Contact: Allison Matthews
STARKVILLE, Miss.--Mississippi State will recognize two employees, one student and a campus organization Friday [March 1] during the university's annual diversity award program and reception.
Open to all, the 2 p.m. event in the Shackouls Honors College Forum Room of Griffis Residence Hall is sponsored by the MSU President's Commission on the Status of Minorities.
Ravi Perry, assistant professor in the political science and public administration department, will be the featured speaker.
The 2013 honorees include (by honor):
Faculty Award--Rani Sullivan, associate professor of aerospace engineering. She has led her graduate and undergraduate students in various outreach activities, including learning experiences in engineering mechanics for incoming minority freshmen in the Bagley College of Engineering and at East and West Oktibbeha County high schools. The 2011 professor of the year in her department, she has served as faculty adviser for the Muslim Student Association since 2004 and been actively involved in numerous interfaith and intercultural activities promoting dialogues between persons of different nationalities, religions and ethnicities.

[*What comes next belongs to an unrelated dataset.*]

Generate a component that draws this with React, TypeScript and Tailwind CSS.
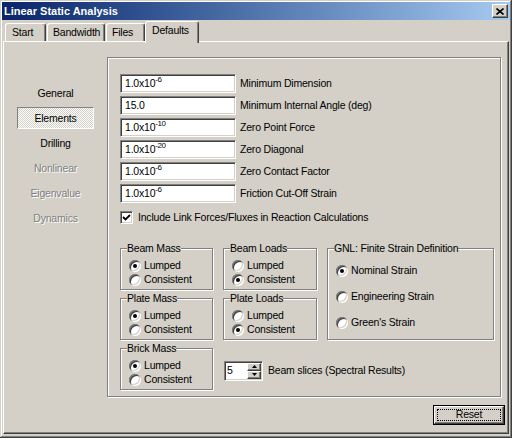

Staff Award--Angela C. Verdell, the Bagley College's director of diversity programs and student development. Before coming to MSU, she worked for Johnson & Johnson, Shell Oil Co. and Entergy Nuclear Power, where she was instrumental in promoting and advancing diversity and inclusion initiatives. Verdell is a founding member of the Professional Leadership Alliance, a non-profit organization helping mobilize and empower underrepresented populations in the Golden Triangle. An advocate for STEM (science, technology, engineering, and mathematics education) programs, she has received grants for summer and weekend enrichment programs for young underrepresented minorities and girls. She is faculty adviser for the campus Increasing Minority Access to Graduate Education Program and National Society of Blacks in Engineering chapter. In addition to membership in the National Action Council for Minorities in Engineering, she is chair-elect for the National Association for Minority Engineering Program Advocates-Southern Region, among other honors.
Student Award--Katja Walter of Wasserburg am Bodensee, Germany, a senior art/graphic design major with a minor in apparel, textiles and merchandising. She has led in reactivating the MSU German Club and currently serves as its president. Walter also works as a program coordinator assistant for the Holmes Cultural Diversity Center. A participant in the campus Montgomery Leadership Program, she was selected last year for a Division of Student Affairs Spirit of State Awards and named the Study Mississippi International Undergraduate Student of the Year.
Team Award--Collegiate 4-H, a service-based organization administered by the MSU Cooperative Extension Service that works to promote youth leadership, service learning and individual and group development. The first chapter of its kind in Mississippi, the organization was re-established in 2007 by two previous 4-H members.